Thursday, September 16, 2010
I've Got Wood!
I know...it sounds kinda sexual. It was meant to. Indeed, my wood pile is intact and, should we have a major power outage, we have enough that we can actually use our fire bowl in the garage if need be. I feel a wee bit prepared, but not as much as I would if we had a wood burning fireplace in the house. I didn't want to have to chop wood all winter long, so we accepted the gas fire place for now.

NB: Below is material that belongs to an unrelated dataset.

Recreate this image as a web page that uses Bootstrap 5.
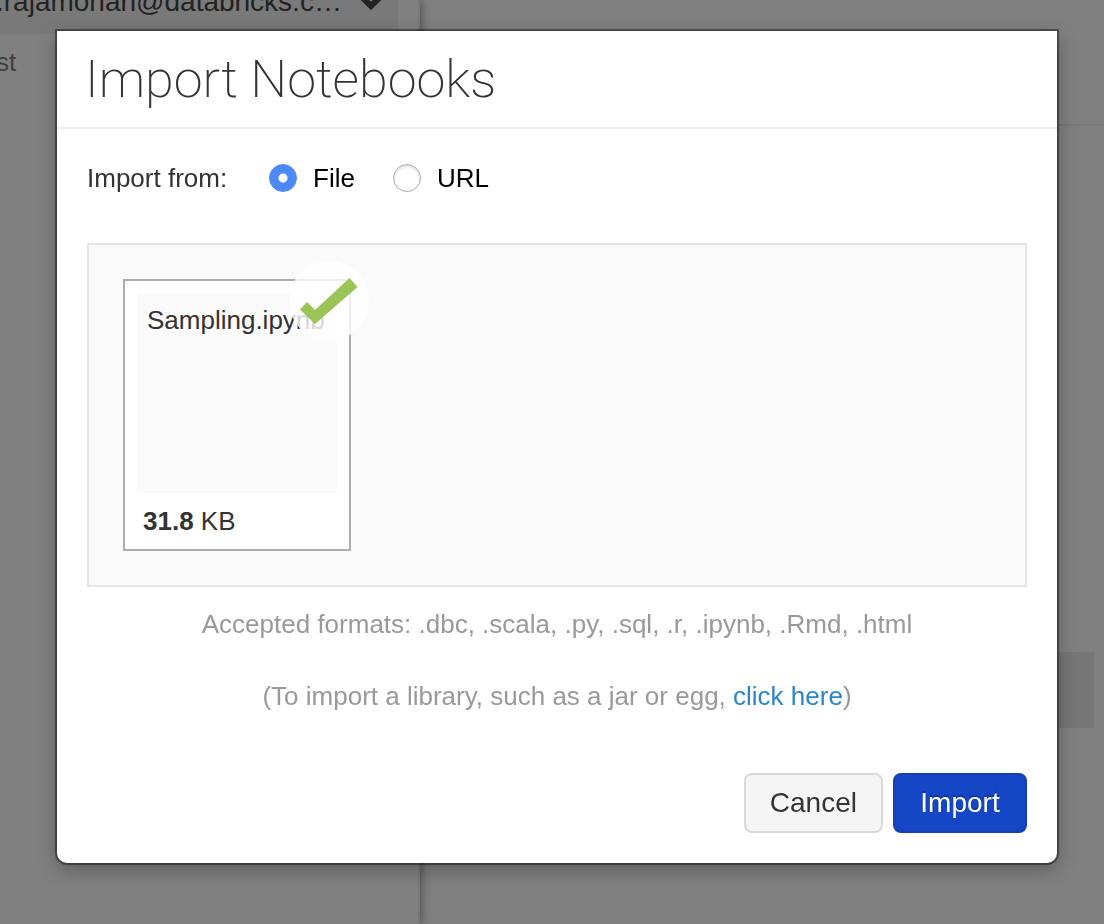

This, however, is not why I am writing. I had an interesting conversation with my niece last night and we were talking about what it was like for me to grow up with my mother going through menopause. It was hell. Actually, it was HELL. It also affected my romantic relationships with women later in my life. With all the verbal abuse and sometimes physical things that were done during her very trying time, I grew up with a distinct sense that I was dirt just because I was male. I was not worthy of affection, devotion or love. This set me up for some pretty strange romantic relationships wherein I was abandoned emotionally, or physically or both. It took only about 40 years for me to get out of that cycle. I actually used to get embarrassed by the fact that I would become sexually aroused with my woman. I know...too much information! But really, it has to be out there so people can learn, so I am putting it out there.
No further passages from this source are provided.